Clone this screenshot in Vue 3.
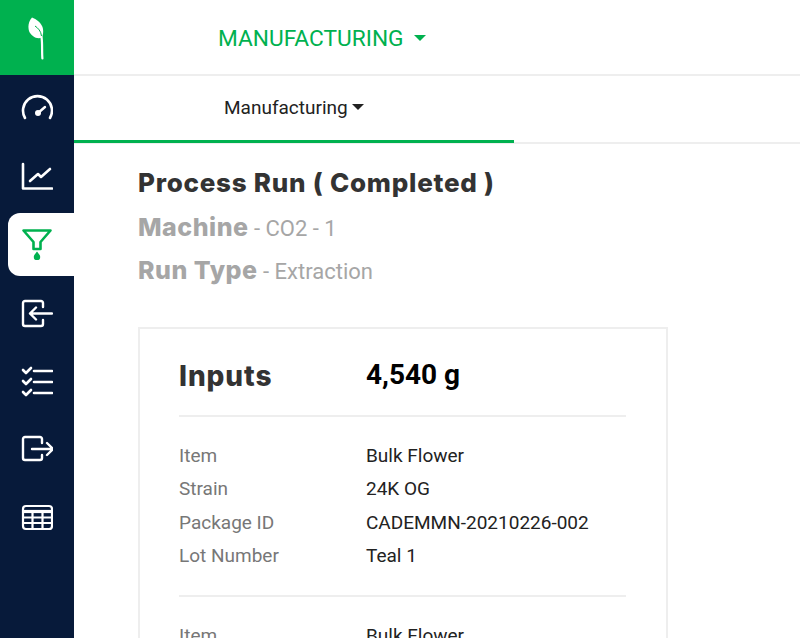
<script setup>
const inputs = [
  { label: 'Item', value: 'Bulk Flower' },
  { label: 'Strain', value: '24K OG' },
  { label: 'Package ID', value: 'CADEMMN-20210226-002' },
  { label: 'Lot Number', value: 'Teal 1' }
]
</script>

<template>
  <div class="page">
    <aside class="sidebar">
      <div class="logo">
        <svg viewBox="0 0 24 44" width="24" height="44">
          <path d="M7 1.500C11 3 17 7 18 13c.5 3 0 6-1 8.500C12 24 6 20 4 15 3 11 3 6 7 1.500z" fill="#fff" />
          <path d="M10 10c3 2 6 5 6.500 10" fill="none" stroke="#00b14f" stroke-width="1" />
          <path d="M16.500 21c1 6 .3 15 .9 21.500" fill="none" stroke="#fff" stroke-width="2.200" stroke-linecap="round" />
        </svg>
      </div>
      <nav class="menu">
        <a class="menu-item">
          <svg viewBox="0 0 32 32" fill="none" stroke="#fff" stroke-width="2.600" stroke-linecap="round">
            <path d="M4 25A14.500 14.500 0 1 1 29 25" />
            <circle cx="17" cy="20" r="3" fill="#fff" stroke="none" />
            <path d="M17 20 24 14" stroke-width="2.400" />
          </svg>
        </a>
        <a class="menu-item">
          <svg viewBox="0 0 32 32" fill="none" stroke="#fff" stroke-width="2.600" stroke-linecap="round" stroke-linejoin="round">
            <path d="M2 3v24.500h29" />
            <path d="M9 20l8-7 3 3 9-8" />
          </svg>
        </a>
        <a class="menu-item active">
          <svg viewBox="0 0 32 34" fill="none" stroke="#00b14f" stroke-width="2.600" stroke-linejoin="round">
            <path d="M2.500 2.500h27L19.500 14v7h-7v-7z" />
            <path d="M16 23.500c2.200 2.700 3.200 4 3.200 5.400a3.200 3.200 0 0 1-6.400 0c0-1.400 1-2.700 3.200-5.400z" fill="#00b14f" stroke="none" />
          </svg>
        </a>
        <a class="menu-item">
          <svg viewBox="0 0 32 32" fill="none" stroke="#fff" stroke-width="2.400" stroke-linecap="round" stroke-linejoin="round">
            <path d="M22 10V6a2 2 0 0 0-2-2H4a2 2 0 0 0-2 2v21a2 2 0 0 0 2 2h16a2 2 0 0 0 2-2v-4" />
            <path d="M31 16.500H9M15 10.500l-6 6 6 6" />
          </svg>
        </a>
        <a class="menu-item">
          <svg viewBox="0 0 32 32" fill="none" stroke="#fff" stroke-width="2.600" stroke-linecap="round" stroke-linejoin="round">
            <path d="M2 5l3 3 5-5M2 16l3 3 5-5M2 27l3 3 5-5" />
            <path d="M13 6h18M13 17h18M13 28h18" />
          </svg>
        </a>
        <a class="menu-item">
          <svg viewBox="0 0 32 32" fill="none" stroke="#fff" stroke-width="2.400" stroke-linecap="round" stroke-linejoin="round">
            <path d="M21 10V6a2 2 0 0 0-2-2H4a2 2 0 0 0-2 2v19a2 2 0 0 0 2 2h15a2 2 0 0 0 2-2v-3" />
            <path d="M11 16h21M26 10l6 6-6 6" />
          </svg>
        </a>
        <a class="menu-item">
          <svg viewBox="0 0 32 32" fill="none" stroke="#fff" stroke-width="2.200" stroke-linejoin="round">
            <rect x="2" y="5" width="29" height="23" rx="3" />
            <path d="M2 10.500h29" stroke-width="3.200" />
            <path d="M2 16.500h29M2 22h29M11.500 11v17M21.500 11v17" />
          </svg>
        </a>
      </nav>
    </aside>

    <main class="main">
      <header class="topbar">
        <span class="topbar-title">MANUFACTURING</span>
        <span class="topbar-caret"></span>
      </header>
      <div class="tabs">
        <div class="tab">
          <span>Manufacturing</span>
          <span class="tab-caret"></span>
        </div>
      </div>

      <section class="content">
        <h1 class="run-title">Process Run ( Completed )</h1>
        <div class="run-meta"><b>Machine</b> - CO2 - 1</div>
        <div class="run-meta"><b>Run Type</b> - Extraction</div>

        <div class="card">
          <div class="card-head">
            <span class="card-title">Inputs</span>
            <span class="card-total">4,540 g</span>
          </div>
          <div class="group">
            <div v-for="row in inputs" :key="row.label" class="row">
              <span class="row-label">{{ row.label }}</span>
              <span class="row-value">{{ row.value }}</span>
            </div>
          </div>
          <div class="group">
            <div v-for="row in inputs" :key="row.label" class="row">
              <span class="row-label">{{ row.label }}</span>
              <span class="row-value">{{ row.value }}</span>
            </div>
          </div>
        </div>
      </section>
    </main>
  </div>
</template>

<style>
html, body {
  height: 100%;
  overflow: hidden;
}
</style>

<style scoped>
.page {
  display: flex;
  height: 638px;
  overflow: hidden;
  background: #fff;
  font-family: Roboto, "Liberation Sans", sans-serif;
}

.sidebar {
  width: 74px;
  flex-shrink: 0;
  background: #071a3a;
}

.logo {
  height: 75px;
  background: #00b14f;
  display: flex;
  align-items: center;
  justify-content: center;
}

.menu {
  display: flex;
  flex-direction: column;
  padding: 0 0 0 8px;
}

.menu-item {
  height: 68px;
  display: flex;
  align-items: center;
  justify-content: center;
  padding-right: 8px;
}

.menu-item svg {
  width: 32px;
  height: 32px;
}

.menu-item.active {
  height: 63px;
  margin: 2px 0 3px;
  background: #fff;
  border-radius: 12px 0 0 12px;
}

.menu-item.active svg {
  height: 34px;
}

.main {
  flex: 1;
  min-width: 0;
}

.topbar {
  height: 76px;
  box-sizing: border-box;
  padding: 2px 0 0 144px;
  display: flex;
  align-items: center;
  color: #00b14f;
  border-bottom: 2px solid #eee;
}

.topbar-title {
  font-size: 22.700px;
}

.topbar-caret {
  margin-left: 10px;
  border: 6px solid transparent;
  border-top-color: #00b14f;
  border-bottom: none;
}

.tabs {
  height: 68px;
  box-sizing: border-box;
  border-bottom: 2px solid #eee;
}

.tab {
  width: 440px;
  height: 67px;
  box-sizing: border-box;
  padding: 0 0 2px 150px;
  display: flex;
  align-items: center;
  font-size: 19px;
  color: #222;
  border-bottom: 3px solid #00b14f;
}

.tab-caret {
  margin-left: 4px;
  border: 6px solid transparent;
  border-top-color: #222;
  border-bottom: none;
}

.content {
  padding: 23px 0 0 64px;
}

.run-title {
  margin: 0 0 14px;
  font-family: Inter, sans-serif;
  font-size: 26px;
  line-height: 32px;
  font-weight: 800;
  letter-spacing: 0.75px;
  color: #333;
}

.run-meta {
  font-size: 22px;
  line-height: 32px;
  margin-bottom: 11px;
  color: #a6a6a6;
}

.run-meta b {
  font-family: Inter, sans-serif;
  font-size: 25px;
  line-height: 1;
  font-weight: 800;
  letter-spacing: 0.5px;
}

.card {
  width: 530px;
  box-sizing: border-box;
  margin-top: 39px;
  padding: 0 40px 0 39px;
  border: 2px solid #eee;
}

.card-head {
  height: 86px;
  box-sizing: border-box;
  padding-top: 4px;
  display: flex;
  align-items: center;
}

.card-title {
  width: 187px;
  padding-top: 4px;
  font-family: Inter, sans-serif;
  font-size: 28px;
  font-weight: 800;
  letter-spacing: 0.9px;
  color: #333;
}

.card-total {
  font-size: 28px;
  font-weight: 700;
  color: #000;
}

.group {
  border-top: 2px solid #eee;
  padding: 22px 0 22px;
}

.row {
  display: flex;
  font-size: 19px;
  line-height: 33.400px;
}

.row-label {
  width: 187px;
  color: #777;
}

.row-value {
  color: #222;
}
</style>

○ ○ ○ ○

* _WRITTEN PROBLEM_
Exclude the images, then output the data above word for word.

* _OUTPUT BELOW_
Clone this screenshot in Vue 3.
<script setup>
const inputs = [
  { label: 'Item', value: 'Bulk Flower' },
  { label: 'Strain', value: '24K OG' },
  { label: 'Package ID', value: 'CADEMMN-20210226-002' },
  { label: 'Lot Number', value: 'Teal 1' }
]
</script>

<template>
  <div class="page">
    <aside class="sidebar">
      <div class="logo">
        <svg viewBox="0 0 24 44" width="24" height="44">
          <path d="M7 1.500C11 3 17 7 18 13c.5 3 0 6-1 8.500C12 24 6 20 4 15 3 11 3 6 7 1.500z" fill="#fff" />
          <path d="M10 10c3 2 6 5 6.500 10" fill="none" stroke="#00b14f" stroke-width="1" />
          <path d="M16.500 21c1 6 .3 15 .9 21.500" fill="none" stroke="#fff" stroke-width="2.200" stroke-linecap="round" />
        </svg>
      </div>
      <nav class="menu">
        <a class="menu-item">
          <svg viewBox="0 0 32 32" fill="none" stroke="#fff" stroke-width="2.600" stroke-linecap="round">
            <path d="M4 25A14.500 14.500 0 1 1 29 25" />
            <circle cx="17" cy="20" r="3" fill="#fff" stroke="none" />
            <path d="M17 20 24 14" stroke-width="2.400" />
          </svg>
        </a>
        <a class="menu-item">
          <svg viewBox="0 0 32 32" fill="none" stroke="#fff" stroke-width="2.600" stroke-linecap="round" stroke-linejoin="round">
            <path d="M2 3v24.500h29" />
            <path d="M9 20l8-7 3 3 9-8" />
          </svg>
        </a>
        <a class="menu-item active">
          <svg viewBox="0 0 32 34" fill="none" stroke="#00b14f" stroke-width="2.600" stroke-linejoin="round">
            <path d="M2.500 2.500h27L19.500 14v7h-7v-7z" />
            <path d="M16 23.500c2.200 2.700 3.200 4 3.200 5.400a3.200 3.200 0 0 1-6.400 0c0-1.400 1-2.700 3.200-5.400z" fill="#00b14f" stroke="none" />
          </svg>
        </a>
        <a class="menu-item">
          <svg viewBox="0 0 32 32" fill="none" stroke="#fff" stroke-width="2.400" stroke-linecap="round" stroke-linejoin="round">
            <path d="M22 10V6a2 2 0 0 0-2-2H4a2 2 0 0 0-2 2v21a2 2 0 0 0 2 2h16a2 2 0 0 0 2-2v-4" />
            <path d="M31 16.500H9M15 10.500l-6 6 6 6" />
          </svg>
        </a>
        <a class="menu-item">
          <svg viewBox="0 0 32 32" fill="none" stroke="#fff" stroke-width="2.600" stroke-linecap="round" stroke-linejoin="round">
            <path d="M2 5l3 3 5-5M2 16l3 3 5-5M2 27l3 3 5-5" />
            <path d="M13 6h18M13 17h18M13 28h18" />
          </svg>
        </a>
        <a class="menu-item">
          <svg viewBox="0 0 32 32" fill="none" stroke="#fff" stroke-width="2.400" stroke-linecap="round" stroke-linejoin="round">
            <path d="M21 10V6a2 2 0 0 0-2-2H4a2 2 0 0 0-2 2v19a2 2 0 0 0 2 2h15a2 2 0 0 0 2-2v-3" />
            <path d="M11 16h21M26 10l6 6-6 6" />
          </svg>
        </a>
        <a class="menu-item">
          <svg viewBox="0 0 32 32" fill="none" stroke="#fff" stroke-width="2.200" stroke-linejoin="round">
            <rect x="2" y="5" width="29" height="23" rx="3" />
            <path d="M2 10.500h29" stroke-width="3.200" />
            <path d="M2 16.500h29M2 22h29M11.500 11v17M21.500 11v17" />
          </svg>
        </a>
      </nav>
    </aside>

    <main class="main">
      <header class="topbar">
        <span class="topbar-title">MANUFACTURING</span>
        <span class="topbar-caret"></span>
      </header>
      <div class="tabs">
        <div class="tab">
          <span>Manufacturing</span>
          <span class="tab-caret"></span>
        </div>
      </div>

      <section class="content">
        <h1 class="run-title">Process Run ( Completed )</h1>
        <div class="run-meta"><b>Machine</b> - CO2 - 1</div>
        <div class="run-meta"><b>Run Type</b> - Extraction</div>

        <div class="card">
          <div class="card-head">
            <span class="card-title">Inputs</span>
            <span class="card-total">4,540 g</span>
          </div>
          <div class="group">
            <div v-for="row in inputs" :key="row.label" class="row">
              <span class="row-label">{{ row.label }}</span>
              <span class="row-value">{{ row.value }}</span>
            </div>
          </div>
          <div class="group">
            <div v-for="row in inputs" :key="row.label" class="row">
              <span class="row-label">{{ row.label }}</span>
              <span class="row-value">{{ row.value }}</span>
            </div>
          </div>
        </div>
      </section>
    </main>
  </div>
</template>

<style>
html, body {
  height: 100%;
  overflow: hidden;
}
</style>

<style scoped>
.page {
  display: flex;
  height: 638px;
  overflow: hidden;
  background: #fff;
  font-family: Roboto, "Liberation Sans", sans-serif;
}

.sidebar {
  width: 74px;
  flex-shrink: 0;
  background: #071a3a;
}

.logo {
  height: 75px;
  background: #00b14f;
  display: flex;
  align-items: center;
  justify-content: center;
}

.menu {
  display: flex;
  flex-direction: column;
  padding: 0 0 0 8px;
}

.menu-item {
  height: 68px;
  display: flex;
  align-items: center;
  justify-content: center;
  padding-right: 8px;
}

.menu-item svg {
  width: 32px;
  height: 32px;
}

.menu-item.active {
  height: 63px;
  margin: 2px 0 3px;
  background: #fff;
  border-radius: 12px 0 0 12px;
}

.menu-item.active svg {
  height: 34px;
}

.main {
  flex: 1;
  min-width: 0;
}

.topbar {
  height: 76px;
  box-sizing: border-box;
  padding: 2px 0 0 144px;
  display: flex;
  align-items: center;
  color: #00b14f;
  border-bottom: 2px solid #eee;
}

.topbar-title {
  font-size: 22.700px;
}

.topbar-caret {
  margin-left: 10px;
  border: 6px solid transparent;
  border-top-color: #00b14f;
  border-bottom: none;
}

.tabs {
  height: 68px;
  box-sizing: border-box;
  border-bottom: 2px solid #eee;
}

.tab {
  width: 440px;
  height: 67px;
  box-sizing: border-box;
  padding: 0 0 2px 150px;
  display: flex;
  align-items: center;
  font-size: 19px;
  color: #222;
  border-bottom: 3px solid #00b14f;
}

.tab-caret {
  margin-left: 4px;
  border: 6px solid transparent;
  border-top-color: #222;
  border-bottom: none;
}

.content {
  padding: 23px 0 0 64px;
}

.run-title {
  margin: 0 0 14px;
  font-family: Inter, sans-serif;
  font-size: 26px;
  line-height: 32px;
  font-weight: 800;
  letter-spacing: 0.75px;
  color: #333;
}

.run-meta {
  font-size: 22px;
  line-height: 32px;
  margin-bottom: 11px;
  color: #a6a6a6;
}

.run-meta b {
  font-family: Inter, sans-serif;
  font-size: 25px;
  line-height: 1;
  font-weight: 800;
  letter-spacing: 0.5px;
}

.card {
  width: 530px;
  box-sizing: border-box;
  margin-top: 39px;
  padding: 0 40px 0 39px;
  border: 2px solid #eee;
}

.card-head {
  height: 86px;
  box-sizing: border-box;
  padding-top: 4px;
  display: flex;
  align-items: center;
}

.card-title {
  width: 187px;
  padding-top: 4px;
  font-family: Inter, sans-serif;
  font-size: 28px;
  font-weight: 800;
  letter-spacing: 0.9px;
  color: #333;
}

.card-total {
  font-size: 28px;
  font-weight: 700;
  color: #000;
}

.group {
  border-top: 2px solid #eee;
  padding: 22px 0 22px;
}

.row {
  display: flex;
  font-size: 19px;
  line-height: 33.400px;
}

.row-label {
  width: 187px;
  color: #777;
}

.row-value {
  color: #222;
}
</style>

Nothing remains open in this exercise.